J’en ai encore plus désormais. Ce sont des règles que je m’applique. C’est une question de respect que je trouve naturelle : étant donné que je vais peindre sur le mur des gens et que je vais partir ensuite, je ne vais pas faire n’importe quoi. Je ne suis pas chez moi, pas dans mon pays, je vais faire en sorte que la peinture puisse être comprise et acceptée. Je n’ai pas envie de déranger. Par contre il m’est arrivé de suivre des artistes locaux qui réalisaient des graffitis vandales pour peindre avec eux.
Quand as-tu compris que l’Autre allait occuper une place essentielle dans ta démarche ?
Je l’ai compris en commençant à voyager, notamment en Amérique du Sud, en peignant dans la rue. En France, le Graffiti s’adressait aux autres graffeurs. C’était une pratique illégale, qui nous poussait à souvent peindre dans des terrains vagues ou aux abords des voies ferrées quand on avait besoin de temps. A l’inverse, en Amérique du Sud c’était beaucoup plus facile de trouver des lieux visibles par tout le monde : lorsque j’allais taper à une porte pour demander si je pouvais peindre un mur, le plus souvent les gens acceptaient. En Amérique latine, il y a aussi une démarche sociale qui m’a plu tout de suite, loin de la provocation ou de l’auto-promotion qu’on retrouvait régulièrement en France. Mes premiers dessins au Brésil représentaient une vision exotique de Rio, composée de types violents et de meufs dénudées… En arrivant dans une favela pour peindre, avec tous ces hommes armés, j’ai compris la violence qui existait dans ce lieu, je n’ai pas voulu la représenter. C’est comme ça que j’ai peint des enfants pour la première fois.
CALME INTERIEUR, CHAOS EXTERIEUR
Il y a un contraste entre le calme apparent de tes personnages et le chaos qui les entourent, ce qui confère à tes peintures un jeu sur la présence et l’absence.
Je cherche à chaque fois à créer ce contraste. Au Brésil, comme la violence existait déjà, cela ne servait à rien de la représenter. Il me semblait plus intéressant de peindre sur un mur ou dans l’espace public en faisant des personnages qui pousserait le spectateur à découvrir différemment la ville. Le choix de peindre des enfants, au-delà du fait qu’il y en ait beaucoup dans la rue, permet de parler à tout le monde ; aux enfants bien sûr mais aussi aux adultes. Cela permet d’aborder des sujets sérieux et compliqués d’une manière plus innocente, sans qu’on s’en aperçoive.

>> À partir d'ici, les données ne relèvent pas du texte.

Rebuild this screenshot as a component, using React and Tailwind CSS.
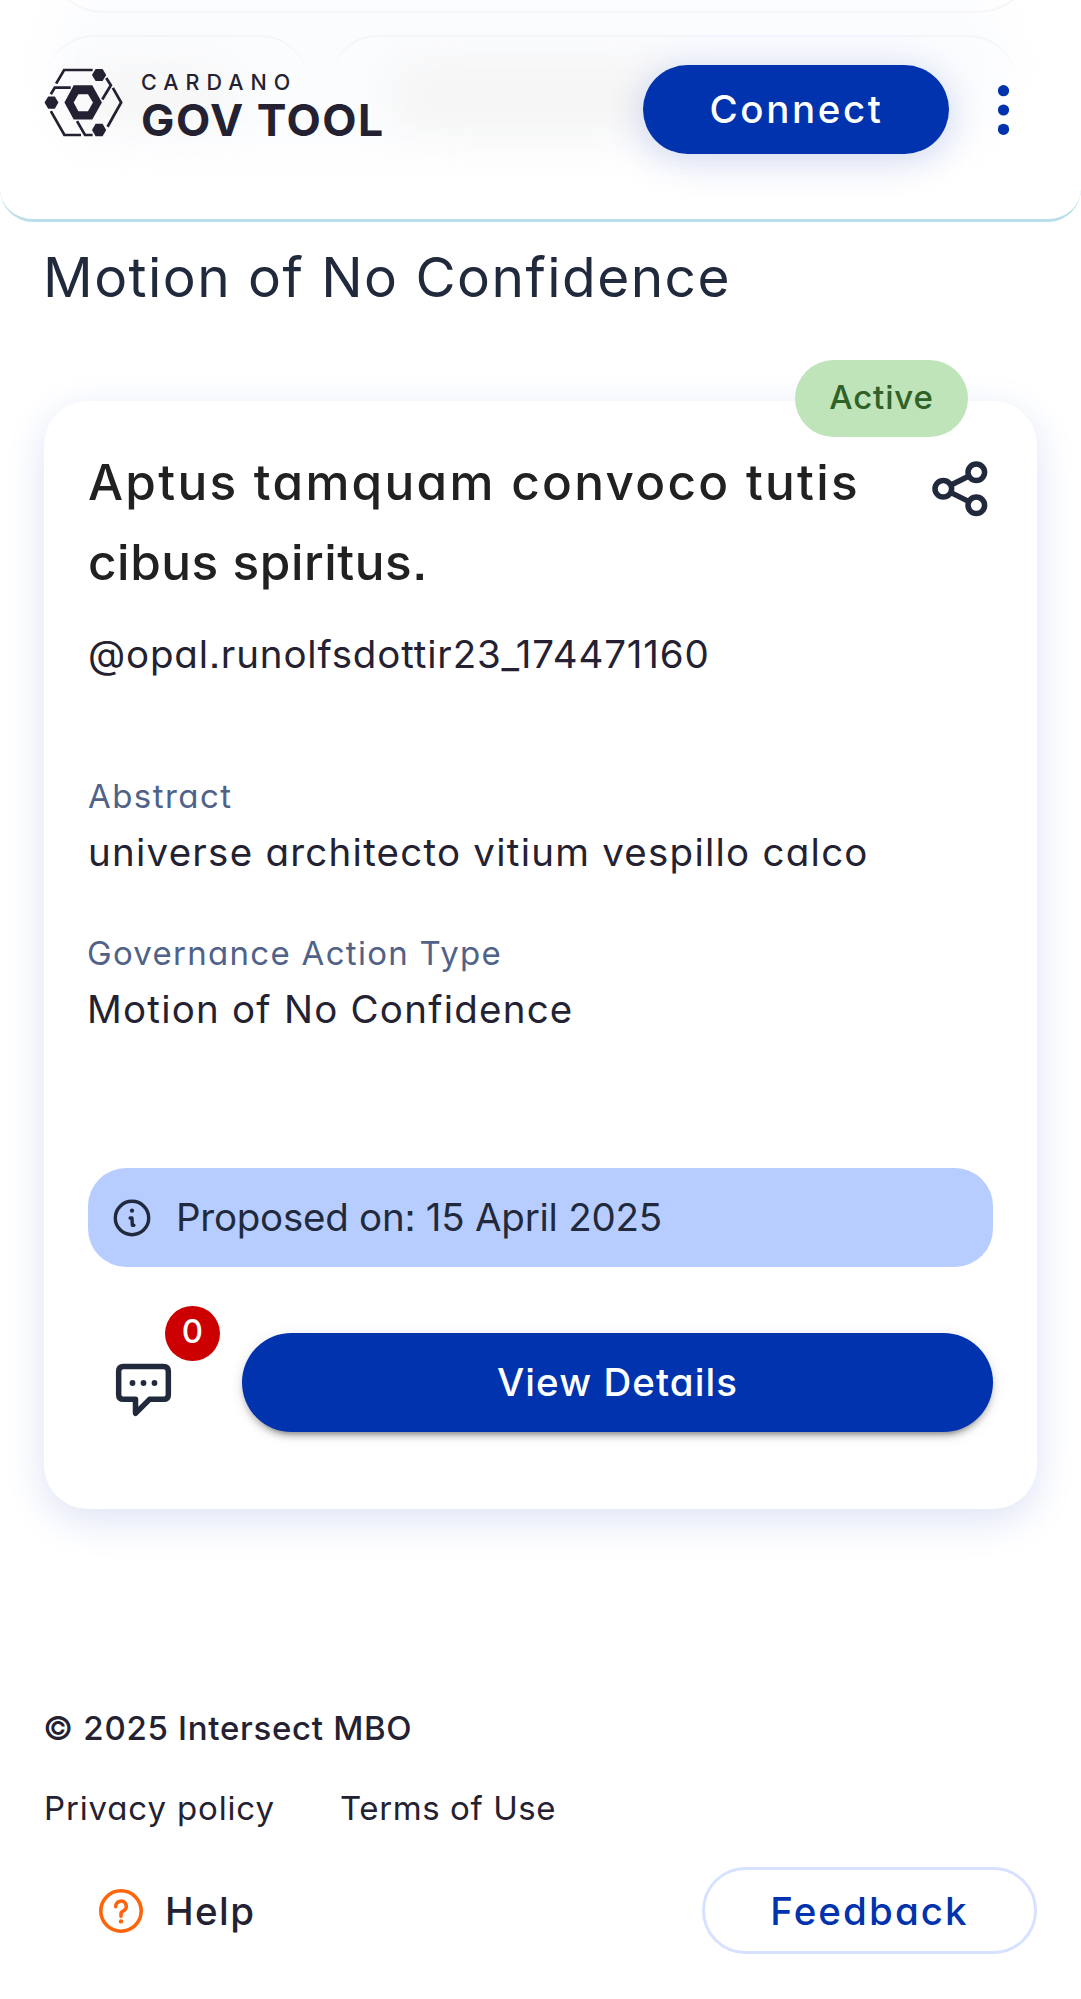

Pourquoi tes personnages ont-ils un jour arrêté de regarder vers la rue ? Peignant à Pangukrejo en Indonésie, tu expliquais à propos d’une peinture : « Je ne sais pas si elle est triste ou si elle est heureuse. Elle est assise et je pense qu’elle va se relever. Je préfère penser qu’elle regarde le futur plutôt que son passé. »
Le fait de ne pas montrer les émotions du personnage, permet au spectateur de s’identifier, de laisser place à son imagination. Je n’impose pas un point de vue, qu’il soit triste ou joyeux. Comme il s’agit d’espace public, je trouvais important que la personne qui regarde mon travail puisse mettre d’elle-même dedans, y déployer son monde imaginaire. Ce qui m’intéresse c’est le dialogue avec le spectateur ; le fait de ne pas montrer le visage renforce cette connexion, c’est sur cette absence que s’appuie le spectateur pour rendre la peinture vivante.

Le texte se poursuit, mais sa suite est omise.